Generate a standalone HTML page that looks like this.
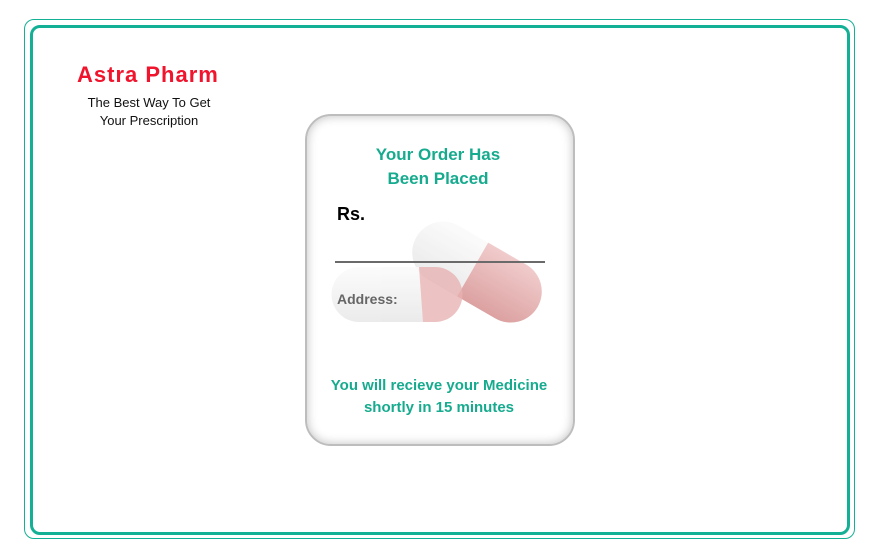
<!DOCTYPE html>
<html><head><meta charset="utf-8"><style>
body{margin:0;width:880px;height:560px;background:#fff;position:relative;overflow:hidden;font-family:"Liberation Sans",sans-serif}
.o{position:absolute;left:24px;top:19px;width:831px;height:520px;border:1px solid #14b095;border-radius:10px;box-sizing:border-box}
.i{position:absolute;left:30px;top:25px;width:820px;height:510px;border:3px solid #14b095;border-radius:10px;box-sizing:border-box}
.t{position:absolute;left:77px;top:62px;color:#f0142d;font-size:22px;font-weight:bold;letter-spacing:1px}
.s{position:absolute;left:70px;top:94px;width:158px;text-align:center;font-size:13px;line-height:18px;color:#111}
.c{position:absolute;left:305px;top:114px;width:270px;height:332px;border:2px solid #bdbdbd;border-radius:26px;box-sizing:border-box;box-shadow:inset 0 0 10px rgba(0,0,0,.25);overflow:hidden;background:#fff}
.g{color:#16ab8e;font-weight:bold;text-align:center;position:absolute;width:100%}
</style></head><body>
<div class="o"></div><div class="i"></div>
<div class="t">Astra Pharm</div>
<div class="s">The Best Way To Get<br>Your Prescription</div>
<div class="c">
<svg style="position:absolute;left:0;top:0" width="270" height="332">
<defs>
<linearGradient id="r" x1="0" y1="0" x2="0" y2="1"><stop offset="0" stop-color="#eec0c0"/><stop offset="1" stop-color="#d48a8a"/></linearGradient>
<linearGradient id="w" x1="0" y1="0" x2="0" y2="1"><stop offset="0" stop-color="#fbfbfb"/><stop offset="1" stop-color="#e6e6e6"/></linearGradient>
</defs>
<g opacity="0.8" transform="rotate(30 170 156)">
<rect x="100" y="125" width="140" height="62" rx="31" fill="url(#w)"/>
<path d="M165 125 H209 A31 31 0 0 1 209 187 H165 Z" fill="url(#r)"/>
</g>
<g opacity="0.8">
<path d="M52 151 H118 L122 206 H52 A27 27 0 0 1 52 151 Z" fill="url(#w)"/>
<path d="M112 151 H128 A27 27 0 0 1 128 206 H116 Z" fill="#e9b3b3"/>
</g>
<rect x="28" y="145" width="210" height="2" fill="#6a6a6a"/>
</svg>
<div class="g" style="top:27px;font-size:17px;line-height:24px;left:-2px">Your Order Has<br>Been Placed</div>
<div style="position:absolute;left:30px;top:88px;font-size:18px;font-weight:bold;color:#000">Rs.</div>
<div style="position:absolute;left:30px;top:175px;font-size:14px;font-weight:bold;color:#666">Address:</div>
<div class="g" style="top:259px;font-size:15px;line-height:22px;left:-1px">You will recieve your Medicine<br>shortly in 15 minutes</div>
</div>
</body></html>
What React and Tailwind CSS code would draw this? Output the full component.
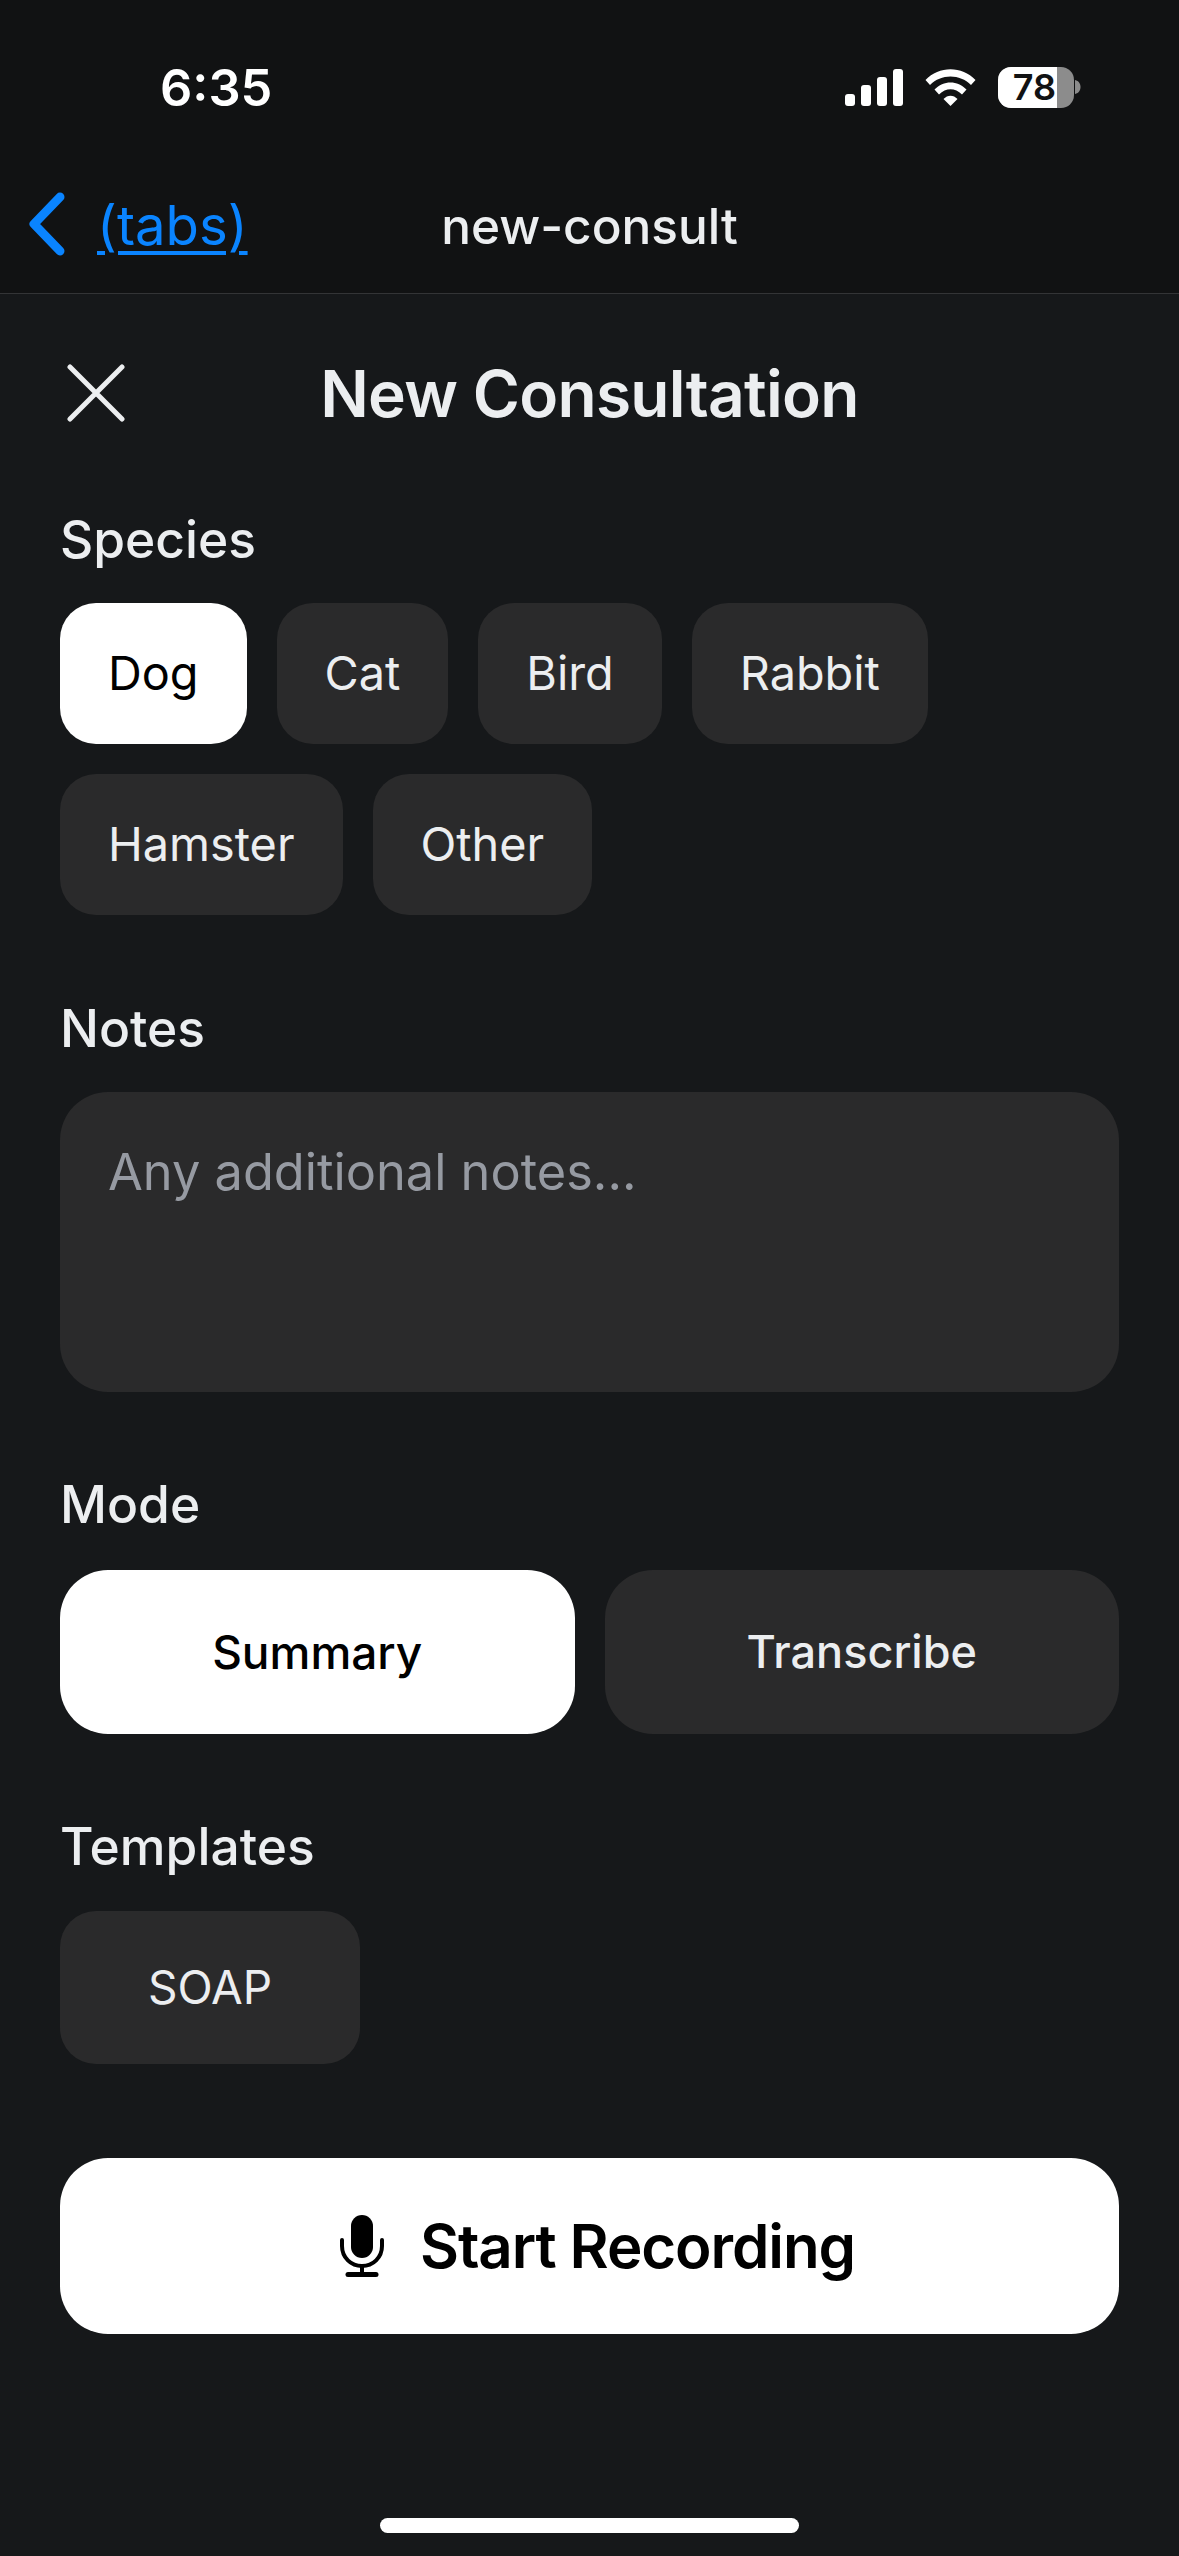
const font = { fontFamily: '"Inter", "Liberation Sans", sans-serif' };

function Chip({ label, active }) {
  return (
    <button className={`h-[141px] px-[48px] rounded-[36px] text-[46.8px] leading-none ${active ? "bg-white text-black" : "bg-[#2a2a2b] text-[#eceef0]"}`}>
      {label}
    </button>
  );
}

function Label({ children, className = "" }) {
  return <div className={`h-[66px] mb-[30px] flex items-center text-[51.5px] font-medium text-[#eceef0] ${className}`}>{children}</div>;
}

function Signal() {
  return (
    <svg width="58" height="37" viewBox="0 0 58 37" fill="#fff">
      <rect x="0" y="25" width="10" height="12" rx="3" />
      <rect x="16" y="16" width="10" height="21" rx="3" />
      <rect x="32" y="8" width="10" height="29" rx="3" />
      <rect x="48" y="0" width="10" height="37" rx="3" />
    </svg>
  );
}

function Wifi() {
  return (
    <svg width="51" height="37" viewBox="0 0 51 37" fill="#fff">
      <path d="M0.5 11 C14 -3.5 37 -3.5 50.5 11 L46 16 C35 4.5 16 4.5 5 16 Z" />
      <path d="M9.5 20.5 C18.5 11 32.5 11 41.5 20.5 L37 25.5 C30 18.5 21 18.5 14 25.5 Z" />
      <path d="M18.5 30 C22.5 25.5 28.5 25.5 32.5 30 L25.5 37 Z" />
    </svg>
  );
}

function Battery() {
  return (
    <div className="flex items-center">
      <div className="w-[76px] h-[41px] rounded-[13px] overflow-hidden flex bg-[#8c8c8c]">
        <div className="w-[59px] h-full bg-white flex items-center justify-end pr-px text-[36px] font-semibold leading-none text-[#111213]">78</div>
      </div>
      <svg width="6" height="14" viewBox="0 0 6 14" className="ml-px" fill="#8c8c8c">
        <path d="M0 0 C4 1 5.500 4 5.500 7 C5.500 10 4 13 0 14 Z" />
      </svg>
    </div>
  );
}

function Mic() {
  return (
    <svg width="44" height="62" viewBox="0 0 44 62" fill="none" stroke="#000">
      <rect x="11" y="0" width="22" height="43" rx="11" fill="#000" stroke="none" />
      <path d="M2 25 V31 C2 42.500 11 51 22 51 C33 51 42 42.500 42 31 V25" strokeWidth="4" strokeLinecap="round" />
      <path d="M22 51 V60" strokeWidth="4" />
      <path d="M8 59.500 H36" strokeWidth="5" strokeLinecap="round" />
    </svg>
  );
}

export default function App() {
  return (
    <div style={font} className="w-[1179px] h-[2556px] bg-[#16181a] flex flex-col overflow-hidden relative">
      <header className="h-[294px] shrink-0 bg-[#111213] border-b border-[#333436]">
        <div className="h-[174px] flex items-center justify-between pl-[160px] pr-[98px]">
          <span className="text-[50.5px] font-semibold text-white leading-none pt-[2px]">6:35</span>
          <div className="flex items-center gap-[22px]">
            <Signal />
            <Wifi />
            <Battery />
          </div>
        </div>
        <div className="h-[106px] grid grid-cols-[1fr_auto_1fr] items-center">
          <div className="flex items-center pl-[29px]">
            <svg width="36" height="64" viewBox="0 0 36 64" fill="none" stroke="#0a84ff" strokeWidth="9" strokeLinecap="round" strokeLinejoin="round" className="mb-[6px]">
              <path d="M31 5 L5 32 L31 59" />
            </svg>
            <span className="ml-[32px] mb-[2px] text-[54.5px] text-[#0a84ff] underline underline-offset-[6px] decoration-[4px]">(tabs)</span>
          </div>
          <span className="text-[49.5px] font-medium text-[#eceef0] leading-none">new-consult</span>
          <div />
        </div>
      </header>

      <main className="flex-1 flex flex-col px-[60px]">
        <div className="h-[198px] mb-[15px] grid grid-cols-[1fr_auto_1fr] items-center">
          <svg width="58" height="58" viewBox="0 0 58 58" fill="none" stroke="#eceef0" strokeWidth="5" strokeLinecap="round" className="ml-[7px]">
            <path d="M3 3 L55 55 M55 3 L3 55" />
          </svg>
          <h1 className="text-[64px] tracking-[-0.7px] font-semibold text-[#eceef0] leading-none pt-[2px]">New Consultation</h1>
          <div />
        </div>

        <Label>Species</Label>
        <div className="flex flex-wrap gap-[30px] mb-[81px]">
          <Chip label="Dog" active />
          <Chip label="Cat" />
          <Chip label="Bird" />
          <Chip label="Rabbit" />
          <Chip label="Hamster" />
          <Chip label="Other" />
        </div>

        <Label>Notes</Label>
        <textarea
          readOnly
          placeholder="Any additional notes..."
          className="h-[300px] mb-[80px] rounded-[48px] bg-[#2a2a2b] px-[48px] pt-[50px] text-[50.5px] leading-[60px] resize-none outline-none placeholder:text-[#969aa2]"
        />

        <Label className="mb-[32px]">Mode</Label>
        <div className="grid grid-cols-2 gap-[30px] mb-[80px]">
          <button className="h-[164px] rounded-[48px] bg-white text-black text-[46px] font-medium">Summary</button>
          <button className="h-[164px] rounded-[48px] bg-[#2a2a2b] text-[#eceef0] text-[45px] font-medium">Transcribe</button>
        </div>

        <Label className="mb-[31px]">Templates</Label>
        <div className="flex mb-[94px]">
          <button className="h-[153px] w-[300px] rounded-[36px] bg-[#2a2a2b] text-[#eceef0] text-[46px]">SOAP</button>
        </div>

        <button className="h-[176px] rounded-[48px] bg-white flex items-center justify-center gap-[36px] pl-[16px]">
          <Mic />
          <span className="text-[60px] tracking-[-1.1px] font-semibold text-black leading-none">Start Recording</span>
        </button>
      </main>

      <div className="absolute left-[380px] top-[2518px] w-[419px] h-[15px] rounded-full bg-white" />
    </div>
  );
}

• • •

#### [THE TASK]
Copy each line of the records that contains the word "this".

#### [RESULT OF THE EXERCISE]
Generate a standalone HTML page that looks like this.
What React and Tailwind CSS code would draw this? Output the full component.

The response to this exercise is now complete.